__THE EXERCISE__.
Please report every line from the material that contains the word "screenshot".

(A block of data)
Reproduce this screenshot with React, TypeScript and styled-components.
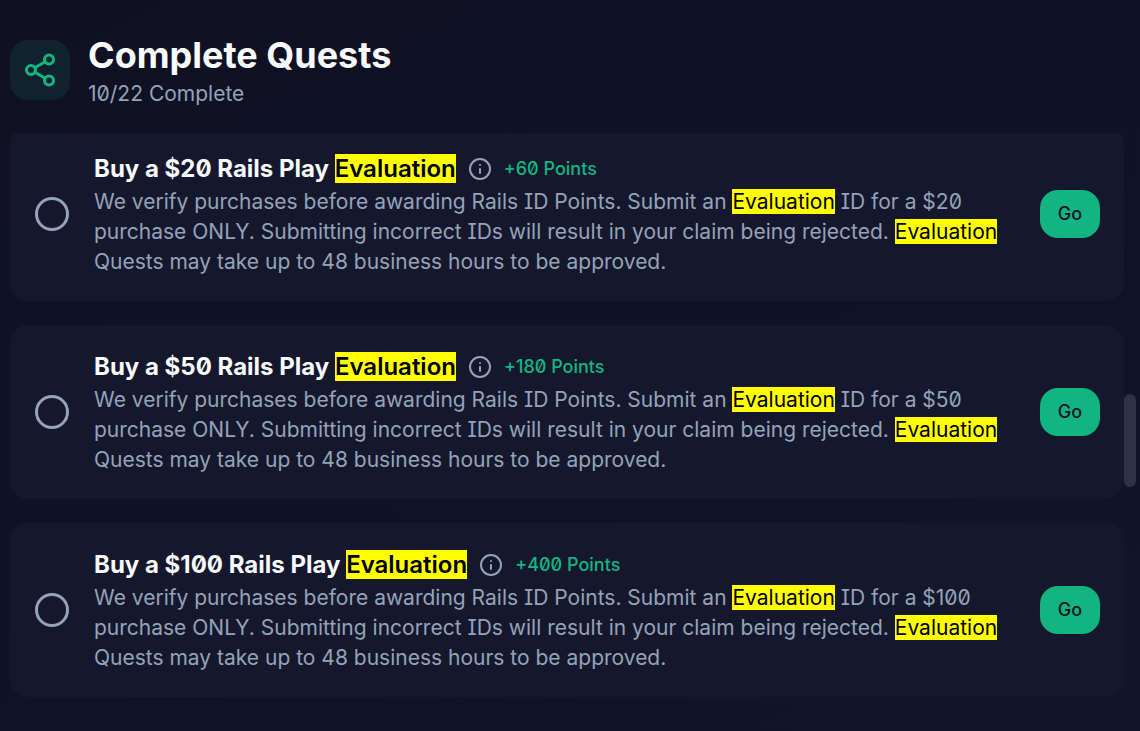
import React from 'react';
import styled, { createGlobalStyle } from 'styled-components';
import { Share2 } from 'lucide-react';

const GlobalStyle = createGlobalStyle`
  *, *::before, *::after { box-sizing: border-box; }
  body {
    margin: 0;
    color: #f8fafc;
    font-family: Inter, "Liberation Sans", sans-serif;
    font-feature-settings: "zero", "cv08";
    background: #101326;
  }
  button, input { font: inherit; font-feature-settings: inherit; }
`;

const Page = styled.main`
  min-height: 100vh;
  padding: 31px 4px 10px 10px;
  background: linear-gradient(155deg, #0f1123 0%, #101226 60%, #111629 100%);
`;

const Header = styled.header`
  display: flex;
  align-items: center;
  gap: 18px;
`;

const IconTile = styled.div`
  display: grid;
  place-items: center;
  width: 60px;
  height: 60px;
  border-radius: 18px;
  background: #10222e;
  color: #14b581;
`;

const Heading = styled.h1`
  margin: 0;
  font-size: 36px;
  line-height: 48px;
  font-weight: 700;
`;

const Progress = styled.p`
  margin: 0;
  font-size: 21px;
  line-height: 30px;
  color: #94a3b8;
`;

const ScrollArea = styled.section`
  display: flex;
  margin-top: 24px;
  overflow: hidden;
`;

const QuestList = styled.ul`
  flex: 1;
  min-width: 0;
  margin: -6px 0 0;
  padding: 0;
  list-style: none;
  display: flex;
  flex-direction: column;
  gap: 24px;
`;

const ScrollTrack = styled.div`
  flex: none;
  width: 12px;
  padding-top: 261px;
`;

const ScrollThumb = styled.div`
  height: 93px;
  border-radius: 6px;
  background: #2d3247;
`;

const Card = styled.li`
  display: flex;
  align-items: center;
  gap: 24px;
  padding: 24px;
  border-radius: 18px;
  background: #15182d;
`;

const DoneBox = styled.input`
  appearance: none;
  flex: none;
  width: 34px;
  height: 34px;
  margin: 1px;
  border: 3px solid #94a3b8;
  border-radius: 50%;
  cursor: pointer;

  &:checked { background: #12b981; border-color: #12b981; }
`;

const CardBody = styled.div`
  flex: 1;
  min-width: 0;
`;

const TitleRow = styled.div`
  display: flex;
  align-items: center;
  gap: 12px;
`;

const Title = styled.label`
  font-size: 24px;
  line-height: 36px;
  font-weight: 700;
`;

const Mark = styled.mark<{ $strong?: boolean }>`
  background: #ffff00;
  color: #000000;
  font-weight: ${(p) => (p.$strong ? 600 : 400)};
`;

const InfoButton = styled.button`
  display: flex;
  padding: 0;
  border: 0;
  background: none;
  color: #94a3b8;
  cursor: pointer;
`;

const Points = styled.span`
  font-size: 18px;
  line-height: 24px;
  font-weight: 500;
  color: #14b581;
`;

const Description = styled.p`
  margin: 0;
  font-size: 21px;
  line-height: 30px;
  color: #94a3b8;
`;

const GoButton = styled.button`
  flex: none;
  height: 48px;
  padding: 0 18px;
  border: 0;
  border-radius: 18px;
  background: #12b580;
  color: #101326;
  font-size: 18px;
  line-height: 24px;
  font-weight: 500;
  cursor: pointer;
`;

const InfoIcon = () => (
  <svg width="24" height="24" viewBox="0 0 24 24" fill="none" stroke="currentColor" strokeWidth="2" aria-hidden="true">
    <circle cx="12" cy="12" r="10" />
    <path d="M12 16v-4M12 8h.01" strokeLinecap="round" />
  </svg>
);

const quests = [
  { price: '$20', points: 60 },
  { price: '$50', points: 180 },
  { price: '$100', points: 400 },
];

function Quest({ price, points }: { price: string; points: number }) {
  const id = `quest-${points}`;
  return (
    <Card>
      <DoneBox type="checkbox" id={id} />
      <CardBody>
        <TitleRow>
          <Title htmlFor={id}>
            Buy a {price} Rails Play <Mark $strong>Evaluation</Mark>
          </Title>
          <InfoButton type="button" aria-label="More information">
            <InfoIcon />
          </InfoButton>
          <Points>+{points} Points</Points>
        </TitleRow>
        <Description>
          We verify purchases before awarding Rails ID Points. Submit an <Mark>Evaluation</Mark> ID for a {price}{' '}
          purchase ONLY. Submitting incorrect IDs will result in your claim being rejected. <Mark>Evaluation</Mark>{' '}
          Quests may take up to 48 business hours to be approved.
        </Description>
      </CardBody>
      <GoButton type="button">Go</GoButton>
    </Card>
  );
}

export default function App() {
  return (
    <>
      <GlobalStyle />
      <Page>
        <Header>
          <IconTile>
            <Share2 size={36} strokeWidth={2} />
          </IconTile>
          <div>
            <Heading>Complete Quests</Heading>
            <Progress>10/22 Complete</Progress>
          </div>
        </Header>
        <ScrollArea>
          <QuestList>
            {quests.map((q) => (
              <Quest key={q.price} {...q} />
            ))}
          </QuestList>
          <ScrollTrack>
            <ScrollThumb />
          </ScrollTrack>
        </ScrollArea>
      </Page>
    </>
  );
}
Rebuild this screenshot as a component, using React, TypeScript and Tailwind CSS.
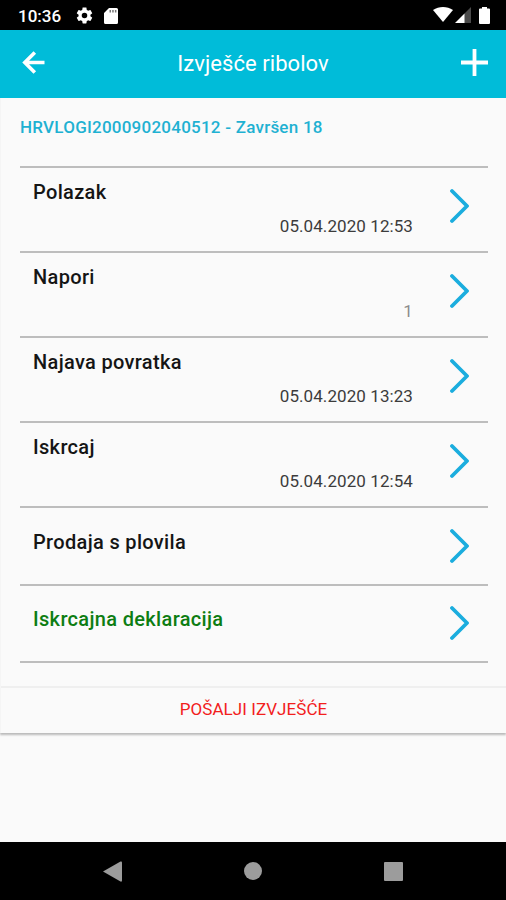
interface ReportRow {
  readonly title: string;
  readonly value?: string;
  readonly muted?: boolean;
  readonly done?: boolean;
}

const ROWS: ReportRow[] = [
  { title: "Polazak", value: "05.04.2020 12:53" },
  { title: "Napori", value: "1", muted: true },
  { title: "Najava povratka", value: "05.04.2020 13:23" },
  { title: "Iskrcaj", value: "05.04.2020 12:54" },
  { title: "Prodaja s plovila" },
  { title: "Iskrcajna deklaracija", done: true },
];

export default function App() {
  return (
    <div className="flex flex-col w-full h-screen bg-[#fafafa] font-['Roboto',sans-serif] overflow-hidden">
      <StatusBar />
      <Header />

      <main className="flex-1">
        {/* ── Report card ──────────────────────────────────────── */}
        <section className="h-[635px] flex flex-col border-l border-[#f5f5f5] shadow-[0_2px_2px_rgba(0,0,0,0.26)]">
          <div className="h-[588px] pl-[19px] pr-[18px]">
            <h2 className="h-[68px] pt-[17px] text-[17px] leading-6 font-medium tracking-[0.24px] text-[#1fb1d2] whitespace-nowrap">
              HRVLOGI2000902040512 - Završen 18
            </h2>
            <ul className="border-b-2 border-[#bdbdbd]">
              {ROWS.map((row) => (
                <Row key={row.title} {...row} />
              ))}
            </ul>
          </div>
          <button className="flex-1 border-t-2 border-[#efefef] pb-px text-[17px] tracking-[0.07px] text-[#f2201c]">
            POŠALJI IZVJEŠĆE
          </button>
        </section>
      </main>

      <NavBar />
    </div>
  );
}

/* ── Status bar ───────────────────────────────────────────────── */

function StatusBar() {
  return (
    <div className="flex items-center h-[30px] pl-[18px] pr-4 bg-black text-white">
      <span className="w-[57px] text-[17px] leading-none font-medium pt-0.5">10:36</span>
      <svg viewBox="0 0 24 24" className="w-[19px] h-[19px] fill-current">
        <path d="M19.43 12.98c.04-.32.07-.64.07-.98s-.03-.66-.07-.98l2.11-1.65c.19-.15.24-.42.12-.64l-2-3.46c-.12-.22-.39-.3-.61-.22l-2.49 1c-.52-.4-1.08-.73-1.69-.98l-.38-2.65C14.46 2.18 14.25 2 14 2h-4c-.25 0-.46.18-.49.42l-.38 2.65c-.61.25-1.17.59-1.69.98l-2.49-1c-.23-.09-.49 0-.61.22l-2 3.46c-.13.22-.07.49.12.64l2.11 1.65c-.04.32-.07.65-.07.98s.03.66.07.98l-2.11 1.65c-.19.15-.24.42-.12.64l2 3.46c.12.22.39.3.61.22l2.49-1c.52.4 1.08.73 1.69.98l.38 2.65c.03.24.24.42.49.42h4c.25 0 .46-.18.49-.42l.38-2.65c.61-.25 1.17-.59 1.69-.98l2.49 1c.23.09.49 0 .61-.22l2-3.46c.12-.22.07-.49-.12-.64l-2.11-1.65zM12 15.5a3.5 3.5 0 1 1 0-7 3.5 3.5 0 0 1 0 7z" />
      </svg>
      <svg viewBox="0 0 14 16" className="w-3.5 h-4 ml-2.5 mt-0.5 fill-current">
        <path d="M5 0H12.5A1.5 1.5 0 0 1 14 1.5V14.5A1.5 1.5 0 0 1 12.5 16H1.5A1.5 1.5 0 0 1 0 14.5V5Z" />
        <path d="M5.5 2H7v2.5H5.500zM8.200 2h1.500v2.500H8.200zM10.900 2h1.500v2.500h-1.500z" className="fill-[#777]" />
      </svg>

      <div className="flex items-center ml-auto">
        <svg viewBox="0 0 20 15" className="w-5 h-[15px] -mt-px fill-current">
          <path d="M0 3C6-1 14-1 20 3L10 15Z" />
        </svg>
        <svg viewBox="0 0 16 16" className="w-4 h-4 ml-0.5 fill-current">
          <path d="M9 7L16 0V16H9Z" className="fill-[#4a4a4a]" />
          <path d="M0 16L9.500 6.500V16Z" />
        </svg>
        <svg viewBox="0 0 11 17" className="w-[11px] h-[17px] ml-2 fill-current">
          <path d="M3 0H8V1.500H10Q11 1.500 11 2.500V16Q11 17 10 17H1Q0 17 0 16V2.500Q0 1.500 1 1.500H3Z" />
        </svg>
      </div>
    </div>
  );
}

/* ── Header ───────────────────────────────────────────────────── */

function Header() {
  return (
    <header className="flex items-center justify-between h-[68px] pl-[22px] pr-[18px] bg-[#00bcd9] text-white">
      <svg
        viewBox="0 0 23 23"
        className="w-[23px] h-[23px] -mt-[3px] fill-none stroke-current stroke-[3.600]"
      >
        <path d="M22.500 11.500H2.800M12.800 1.500L2.800 11.500L12.800 21.500" />
      </svg>
      <h1 className="text-[22px] leading-7 -mt-px tracking-[0.05px]">Izvješće ribolov</h1>
      <svg
        viewBox="0 0 27 27"
        className="w-[27px] h-[27px] -mt-[3px] fill-none stroke-current stroke-[3.800]"
      >
        <path d="M13.500 0V27M0 13.500H27" />
      </svg>
    </header>
  );
}

/* ── Report row ───────────────────────────────────────────────── */

function Row({ title, value, muted, done }: ReportRow) {
  return (
    <li
      className={`flex border-t-2 border-[#bdbdbd] pl-[13px] pr-[19px] ${
        value ? "h-[85px]" : "h-[77.5px] items-center"
      }`}
    >
      <div className="flex-1 flex flex-col">
        <span
          className={`text-[20px] leading-7 font-medium tracking-[0.33px] ${
            value ? "mt-2.5" : "-mt-2"
          } ${done ? "text-[#0d7d12]" : "text-[#151515]"}`}
        >
          {title}
        </span>
        {value && (
          <span
            className={`self-end mr-[37px] mt-2 text-[17px] leading-6 tracking-[0.08px] ${
              muted ? "text-[#8c8c8c]" : "text-[#3c3c3c]"
            }`}
          >
            {value}
          </span>
        )}
      </div>
      <svg
        viewBox="0 0 19 36"
        className={`w-[19px] h-9 fill-none stroke-[#1badde] stroke-[3.800] ${value ? "mt-5" : ""}`}
        strokeLinecap="round"
        strokeLinejoin="round"
      >
        <path d="M2 3L17 18L2 33" />
      </svg>
    </li>
  );
}

/* ── Android navigation ───────────────────────────────────────── */

function NavBar() {
  return (
    <nav className="flex items-center justify-between h-[58px] pl-[103px] pr-[103px] bg-black text-[#9c9c9c]">
      <svg viewBox="0 0 19 21" className="w-[19px] h-[21px] fill-current">
        <path d="M0 10.500L17.500 0.500Q19 0 19 1.500V19.500Q19 21 17.500 20.500Z" />
      </svg>
      <span className="size-[18px] rounded-full bg-current" />
      <span className="size-[19px] rounded-[1px] bg-current" />
    </nav>
  );
}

__OUTPUT FOR THIS TASK__.
Reproduce this screenshot with React, TypeScript and styled-components.
Rebuild this screenshot as a component, using React, TypeScript and Tailwind CSS.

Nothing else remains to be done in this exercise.